Instruction ▸
Quote the listing below in full and exactly as written, but omit every picture.

Collected material ▸
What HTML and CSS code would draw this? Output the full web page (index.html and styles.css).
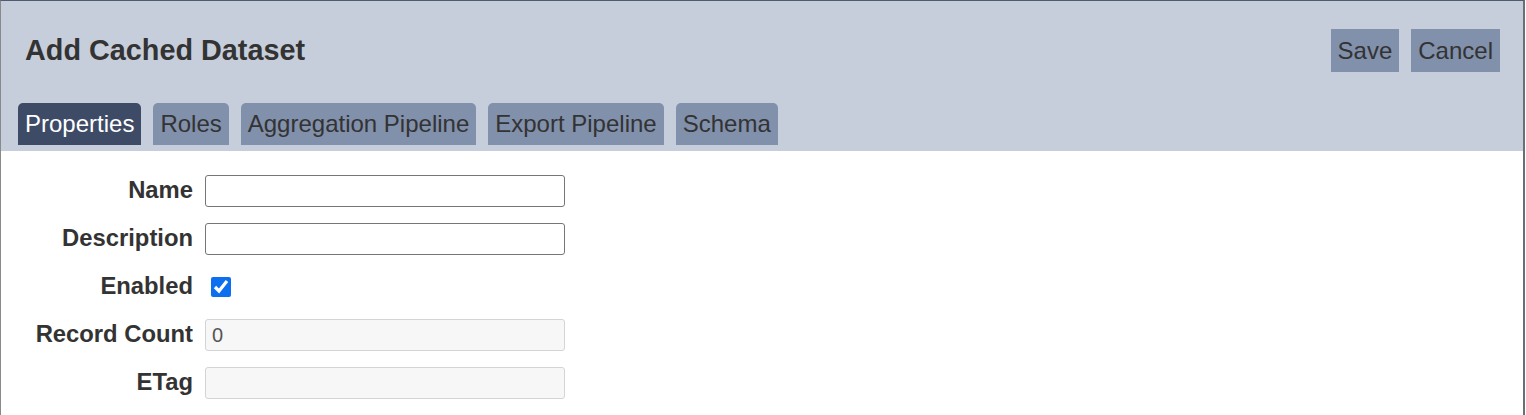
FILE: index.html
```html
<!DOCTYPE html>
<html lang="en">
<head>
  <meta charset="UTF-8" />
  <meta name="viewport" content="width=device-width, initial-scale=1.0" />
  <title>Add Cached Dataset</title>
  <link rel="stylesheet" href="styles.css">
</head>
<body>

  <div class="dialog">
    <!-- Title bar with actions and tabs -->
    <header class="dialog-header">
      <div class="title-row">
        <h1>Add Cached Dataset</h1>
        <div class="actions">
          <button type="button" class="btn">Save</button>
          <button type="button" class="btn">Cancel</button>
        </div>
      </div>
      <nav class="tabs">
        <a href="#" class="tab active">Properties</a>
        <a href="#" class="tab">Roles</a>
        <a href="#" class="tab">Aggregation Pipeline</a>
        <a href="#" class="tab">Export Pipeline</a>
        <a href="#" class="tab">Schema</a>
      </nav>
    </header>

    <!-- Properties form -->
    <form class="props">
      <label for="name">Name</label>
      <input type="text" id="name" />

      <label for="description">Description</label>
      <input type="text" id="description" />

      <label for="enabled">Enabled</label>
      <div class="check-cell">
        <input type="checkbox" id="enabled" checked />
      </div>

      <label for="count">Record Count</label>
      <input type="text" id="count" value="0" disabled />

      <label for="etag">ETag</label>
      <input type="text" id="etag" disabled />
    </form>
  </div>

</body>
</html>
```

FILE: styles.css
```css
body {
  margin: 0;
  padding: 0;
  font-family: "Liberation Sans", Arial, sans-serif;
  color: #333;
  background-color: white;
}
.dialog {
  width: 1522px;
  min-height: 414px;
  border-top: 1px solid #4f5a73;
  border-left: 1px solid #8a8a8a;
  border-right: 2px solid #6b6e75;
}
.dialog-header {
  background-color: #c7cedb;
  padding: 28px 23px 6px 17px;
}
.title-row {
  display: flex;
  justify-content: space-between;
  align-items: center;
  height: 43px;
}
.title-row h1 {
  margin: 0 0 0 7px;
  font-size: 28.8px;
  font-weight: bold;
}
.actions {
  display: flex;
  gap: 12px;
}
.btn {
  height: 43px;
  padding: 0 7px;
  border: none;
  background-color: #8190ab;
  color: #333;
  font-family: inherit;
  font-size: 24px;
  cursor: pointer;
}
.tabs {
  display: flex;
  gap: 12px;
  margin-top: 31px;
}
.tab {
  display: flex;
  align-items: center;
  height: 42px;
  padding: 0 7px;
  border-radius: 5px 5px 0 0;
  background-color: #8190ab;
  color: #333;
  font-size: 24px;
  text-decoration: none;
}
.tab.active {
  background-color: #3e4b66;
  color: white;
}
.props {
  display: grid;
  grid-template-columns: 192px 360px;
  column-gap: 12px;
  row-gap: 16px;
  align-items: center;
  padding-top: 24px;
}
.props label {
  text-align: right;
  font-size: 23.8px;
  font-weight: bold;
  white-space: nowrap;
  padding-bottom: 3px;
}
.props input[type="text"] {
  box-sizing: border-box;
  height: 32px;
  width: 360px;
  margin: 0;
  padding: 4px 6px;
  border: 1px solid #767676;
  border-radius: 3px;
  font-family: inherit;
  font-size: 20px;
  color: #555;
}
.props input[disabled] {
  background-color: #f7f7f7;
  border-color: #d4d4d4;
}
.check-cell {
  height: 32px;
  display: flex;
  align-items: center;
}
.check-cell input {
  width: 20px;
  height: 20px;
  margin: 0 0 0 6px;
  accent-color: #0b6ff0;
}
```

Result for this task ▸
What HTML and CSS code would draw this? Output the full web page (index.html and styles.css).
FILE: index.html
```html
<!DOCTYPE html>
<html lang="en">
<head>
  <meta charset="UTF-8" />
  <meta name="viewport" content="width=device-width, initial-scale=1.0" />
  <title>Add Cached Dataset</title>
  <link rel="stylesheet" href="styles.css">
</head>
<body>

  <div class="dialog">
    <!-- Title bar with actions and tabs -->
    <header class="dialog-header">
      <div class="title-row">
        <h1>Add Cached Dataset</h1>
        <div class="actions">
          <button type="button" class="btn">Save</button>
          <button type="button" class="btn">Cancel</button>
        </div>
      </div>
      <nav class="tabs">
        <a href="#" class="tab active">Properties</a>
        <a href="#" class="tab">Roles</a>
        <a href="#" class="tab">Aggregation Pipeline</a>
        <a href="#" class="tab">Export Pipeline</a>
        <a href="#" class="tab">Schema</a>
      </nav>
    </header>

    <!-- Properties form -->
    <form class="props">
      <label for="name">Name</label>
      <input type="text" id="name" />

      <label for="description">Description</label>
      <input type="text" id="description" />

      <label for="enabled">Enabled</label>
      <div class="check-cell">
        <input type="checkbox" id="enabled" checked />
      </div>

      <label for="count">Record Count</label>
      <input type="text" id="count" value="0" disabled />

      <label for="etag">ETag</label>
      <input type="text" id="etag" disabled />
    </form>
  </div>

</body>
</html>
```

FILE: styles.css
```css
body {
  margin: 0;
  padding: 0;
  font-family: "Liberation Sans", Arial, sans-serif;
  color: #333;
  background-color: white;
}
.dialog {
  width: 1522px;
  min-height: 414px;
  border-top: 1px solid #4f5a73;
  border-left: 1px solid #8a8a8a;
  border-right: 2px solid #6b6e75;
}
.dialog-header {
  background-color: #c7cedb;
  padding: 28px 23px 6px 17px;
}
.title-row {
  display: flex;
  justify-content: space-between;
  align-items: center;
  height: 43px;
}
.title-row h1 {
  margin: 0 0 0 7px;
  font-size: 28.8px;
  font-weight: bold;
}
.actions {
  display: flex;
  gap: 12px;
}
.btn {
  height: 43px;
  padding: 0 7px;
  border: none;
  background-color: #8190ab;
  color: #333;
  font-family: inherit;
  font-size: 24px;
  cursor: pointer;
}
.tabs {
  display: flex;
  gap: 12px;
  margin-top: 31px;
}
.tab {
  display: flex;
  align-items: center;
  height: 42px;
  padding: 0 7px;
  border-radius: 5px 5px 0 0;
  background-color: #8190ab;
  color: #333;
  font-size: 24px;
  text-decoration: none;
}
.tab.active {
  background-color: #3e4b66;
  color: white;
}
.props {
  display: grid;
  grid-template-columns: 192px 360px;
  column-gap: 12px;
  row-gap: 16px;
  align-items: center;
  padding-top: 24px;
}
.props label {
  text-align: right;
  font-size: 23.8px;
  font-weight: bold;
  white-space: nowrap;
  padding-bottom: 3px;
}
.props input[type="text"] {
  box-sizing: border-box;
  height: 32px;
  width: 360px;
  margin: 0;
  padding: 4px 6px;
  border: 1px solid #767676;
  border-radius: 3px;
  font-family: inherit;
  font-size: 20px;
  color: #555;
}
.props input[disabled] {
  background-color: #f7f7f7;
  border-color: #d4d4d4;
}
.check-cell {
  height: 32px;
  display: flex;
  align-items: center;
}
.check-cell input {
  width: 20px;
  height: 20px;
  margin: 0 0 0 6px;
  accent-color: #0b6ff0;
}
```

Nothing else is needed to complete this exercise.